Intersexuality is almost always the result of a genetic disorder. Some conditions, such as androgen insensitivity syndrome (where a genetic male baby can’t process male hormones and grows up female) or Klinefelter syndrome (where males are born with an extra X chromosome), have only a modest impact on quality of life—hell, a few people have parlayed their genetic idiosyncrasies into Olympic gold. Other conditions present more serious challenges. One reads of gonads that are combinations of male and female parts, women born without a vagina, even a few folks born with both a penis and a vagina. One especially unusual type of intersex person is known as a chimera, which results when male and female embryos meld together genetically to form one individual—and if you think you’ve got identity issues in your garden-variety life, try coming to terms with that. Historically those not falling into one of the two traditional sex buckets have had a tough time of it. The tale is told of a Scottish intersex person, living as a female servant in the 1600s, who was buried alive as punishment for the crime of impregnating at least one of her master’s daughters. Another case involved a close local election in Salisbury, Conn., in 1843, when one Levi Suydam applied to vote as a Whig. The opposition objected, claiming Levi was female—women wouldn’t get the right to vote for another 80 years. Doctors called in to scrutinize the hanging chad, as it were, found Levi had a mix of sexual equipment but decided he was mostly male. His ballot was counted and the Whigs won by one vote. On further examination some days later, though, it was discovered that Levi had been menstruating for years and sported a set of “well developed mammae” which the doctors had somehow missed the first time around.
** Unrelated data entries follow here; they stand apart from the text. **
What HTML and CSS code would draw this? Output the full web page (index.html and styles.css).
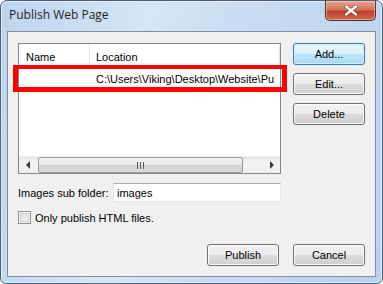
FILE: index.html
```html
<!DOCTYPE html>
<html lang="en">

<head>
    <meta charset="UTF-8">
    <title>Publish Web Page</title>
    <link rel="stylesheet" href="styles.css">
</head>

<body>
    <div class="window">
        <div class="titlebar">
            <span class="title">Publish Web Page</span>
            <div class="close-btn">
                <svg width="14" height="11" viewBox="0 0 14 11">
                    <path d="M2 1.5 L12 9.5 M12 1.5 L2 9.5" stroke="#3a1a1a" stroke-width="4" stroke-linecap="round" opacity="0.45" />
                    <path d="M2 1.5 L12 9.5 M12 1.5 L2 9.5" stroke="#ffffff" stroke-width="2.4" stroke-linecap="round" />
                </svg>
            </div>
        </div>
        <div class="client">
            <div class="top-row">
                <div class="list-view">
                    <div class="list-header">
                        <div class="col col-name">Name</div>
                        <div class="col col-location">Location</div>
                    </div>
                    <div class="list-body">
                        <div class="list-row">
                            <div class="col col-name"></div>
                            <div class="col col-location">C:\Users\Viking\Desktop\Website\Pu</div>
                        </div>
                    </div>
                    <div class="hscroll">
                        <div class="arrow arrow-left"></div>
                        <div class="track">
                            <div class="thumb"><span class="grip"></span></div>
                        </div>
                        <div class="arrow arrow-right"></div>
                    </div>
                    <div class="highlight"></div>
                </div>
                <div class="side-buttons">
                    <button class="btn btn-default">Add...</button>
                    <button class="btn">Edit...</button>
                    <button class="btn">Delete</button>
                </div>
            </div>

            <div class="field-row">
                <label for="folder">Images sub folder:</label>
                <input type="text" id="folder" value="images">
            </div>

            <label class="check-row">
                <span class="checkbox"></span>
                <span>Only publish HTML files.</span>
            </label>

            <div class="footer">
                <button class="btn">Publish</button>
                <button class="btn">Cancel</button>
            </div>
        </div>
    </div>
</body>

</html>
```

FILE: styles.css
```css
* {
    box-sizing: border-box;
    margin: 0;
}

body {
    width: 383px;
    height: 284px;
    background: #ffffff;
    font-family: "Liberation Sans", Arial, sans-serif;
    font-size: 11px;
    color: #000000;
    overflow: hidden;
}

.window {
    width: 383px;
    height: 284px;
    border: 1px solid #4b5e76;
    border-radius: 7px 7px 6px 6px;
    background: linear-gradient(100deg, #bcd5ef 0%, #d5e6f7 35%, #c7dcf2 60%, #b9d2ee 100%);
    padding: 0 6px 6px 6px;
    display: flex;
    flex-direction: column;
    box-shadow: inset 0 0 0 1px #e3eefa;
}

.titlebar {
    height: 30px;
    display: flex;
    align-items: center;
    justify-content: space-between;
    position: relative;
}

.title {
    font-family: "Open Sans", "Noto Sans", sans-serif;
    font-size: 12px;
    color: #1e1e1e;
    padding-left: 2px;
    padding-bottom: 3px;
}

.close-btn {
    position: absolute;
    top: 0;
    right: 0;
    width: 51px;
    height: 20px;
    border: 1px solid #5f2b2b;
    border-top: none;
    border-radius: 0 0 5px 5px;
    background: linear-gradient(#e8a593 0%, #d3735f 45%, #c0402b 55%, #cf6a4e 100%);
    box-shadow: inset 0 0 0 1px rgba(255, 220, 210, 0.5);
    display: flex;
    align-items: center;
    justify-content: center;
}

.client {
    flex: 1;
    background: #f0f0f0;
    border: 1px solid #7f90a4;
    padding: 11px 0 0 10px;
    display: flex;
    flex-direction: column;
}

.top-row {
    display: flex;
    gap: 12px;
}

.list-view {
    width: 263px;
    height: 131px;
    border: 1px solid #828790;
    background: #ffffff;
    display: flex;
    flex-direction: column;
    position: relative;
}

.list-header {
    height: 21px;
    display: flex;
    background: #ffffff;
}

.list-header .col {
    display: flex;
    align-items: center;
    padding-top: 4px;
    border-right: 1px solid #e5e5e5;
}

.col-name {
    width: 71px;
    padding-left: 7px;
}

.col-location {
    flex: 1;
    padding-left: 6px;
    white-space: nowrap;
    overflow: hidden;
}

.list-body {
    flex: 1;
}

.list-row {
    display: flex;
    height: 26px;
    align-items: center;
    padding-top: 1px;
}

.hscroll {
    height: 17px;
    display: flex;
    background: linear-gradient(#e4e4e4, #f3f3f3 30%, #f0f0f0);
    border-top: 1px solid #f0f0f0;
}

.arrow {
    width: 17px;
    display: flex;
    align-items: center;
    justify-content: center;
}

.arrow-left::before {
    content: "";
    border-right: 4px solid #3c3c3c;
    border-top: 4px solid transparent;
    border-bottom: 4px solid transparent;
}

.arrow-right::before {
    content: "";
    border-left: 4px solid #3c3c3c;
    border-top: 4px solid transparent;
    border-bottom: 4px solid transparent;
}

.track {
    flex: 1;
    padding: 0 20px 0 2px;
    display: flex;
}

.thumb {
    flex: 1;
    border: 1px solid #9b9b9b;
    border-radius: 2px;
    background: linear-gradient(#f3f3f3, #e8e8e8 50%, #d6d6d6 51%, #d9d9d9);
    display: flex;
    align-items: center;
    justify-content: center;
}

.grip {
    width: 7px;
    height: 7px;
    background: repeating-linear-gradient(90deg, #5a5a5a 0, #5a5a5a 1px, transparent 1px, transparent 3px);
}

.highlight {
    position: absolute;
    left: -6px;
    top: 21px;
    width: 274px;
    height: 27px;
    border: 5px solid #ff0000;
    border-top-width: 4px;
}

.side-buttons {
    display: flex;
    flex-direction: column;
    gap: 8px;
}

.btn {
    width: 72px;
    height: 22px;
    font-family: "Liberation Sans", Arial, sans-serif;
    font-size: 11px;
    color: #000000;
    border: 1px solid #707070;
    border-radius: 3px;
    background: linear-gradient(#f2f2f2 0%, #ebebeb 50%, #dddddd 51%, #cfcfcf 100%);
    box-shadow: inset 0 0 0 1px #fbfbfb;
    padding: 0;
}

.btn-default {
    border-color: #3c7fb1;
    background: linear-gradient(#eaf6fd 0%, #d9f0fc 50%, #bee6fd 51%, #a7d9f5 100%);
    box-shadow: inset 0 0 0 1px #cdeefe, 0 0 1px #6ec2ea;
}

.field-row {
    display: flex;
    align-items: center;
    margin-top: 9px;
    height: 19px;
}

.field-row label {
    width: 95px;
}

.field-row input {
    width: 168px;
    height: 19px;
    border: 1px solid #e3e3e3;
    border-top-color: #abadb3;
    background: #ffffff;
    font-family: "Liberation Sans", Arial, sans-serif;
    font-size: 11px;
    padding: 0 3px;
    outline: none;
}

.check-row {
    display: flex;
    align-items: center;
    gap: 4px;
    margin-top: 9px;
    height: 13px;
}

.checkbox {
    width: 13px;
    height: 13px;
    border: 1px solid #8e8f8f;
    background: linear-gradient(135deg, #dcdcdc, #f6f6f6);
    box-shadow: inset 0 0 0 1px #f4f4f4, inset 0 0 0 2px #d0d0d0;
}

.footer {
    display: flex;
    gap: 14px;
    margin-top: 20px;
    padding-left: 189px;
}
```
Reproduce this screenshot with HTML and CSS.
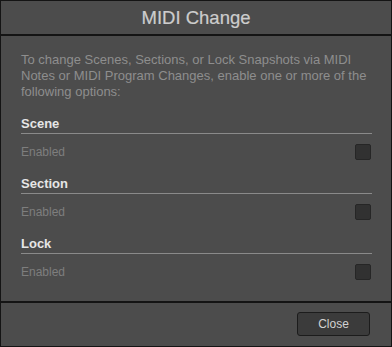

Could an intersex person get him-/herself pregnant (or as doctors put it, “autofertilize”)? Well, think about the necessities for pregnancy: a sperm, an egg, a way for the two to meet, a uterus for fetal development and the proper hormone levels to ensure the baby doesn’t turn into a squid.
Most intersex folks are unable to provide at least one of these critical bits. Surveys suggest functioning ovaries are fairly common in the intersexed; pregnancy and birth don’t happen often, but they happen.
Functioning testes are rarer, but again not completely unknown. Functioning ovaries and functioning testes, however, plus functioning everything else—well, I suppose I can propose one far-fetched scenario where it could possibly happen. But as a practical matter: Get out. Remember, the idea in intersexuality typically is that you get a mix of male and female pieces. You don’t get two complete sets. To find a living being that can get itself with child, we need to turn elsewhere in the animal kingdom, and even there the pickings are slim. Hermaphroditism is common in some species; so is having fully functional sets of male and female organs at different stages of life. Despite this, autofertilization is rare, mostly limited to certain earthworms and such. I did come across an oddball case involving an intersex rabbit which, having already birthed more than 250 baby bunnies, became pregnant twice in a row after being placed in isolation.
When researchers investigated they found both ovaries and testes (although the latter seemed to be infertile), plus some strange sex chromosomes. What can I say? Nature coughs up some weird shit. The only way I can imagine self-fertilization happening in a human—and I’m telling you, this one’s a reach—is in a chimerical individual, formed of two embryos that fused.
Would the child of such a person be a clone? Of course not, nudnik. First, you’d have to duplicate the genetics of an individual whose makeup was, by definition, an irreproducible accident. Second, the two fused embryos would be fraternal twins (one’s male and one’s female, right?) and thus have different genes. Third, the chromosome-level mechanics of sexual reproduction (surely you remember that fascinating discussion of meiosis from sophomore biology) would ensure that the genetic deck got a good honest shuffle. So while the child of an autofertilizing hermaphrodite would certainly be a close relative of its parent, it’d be a far cry from a xerox copy.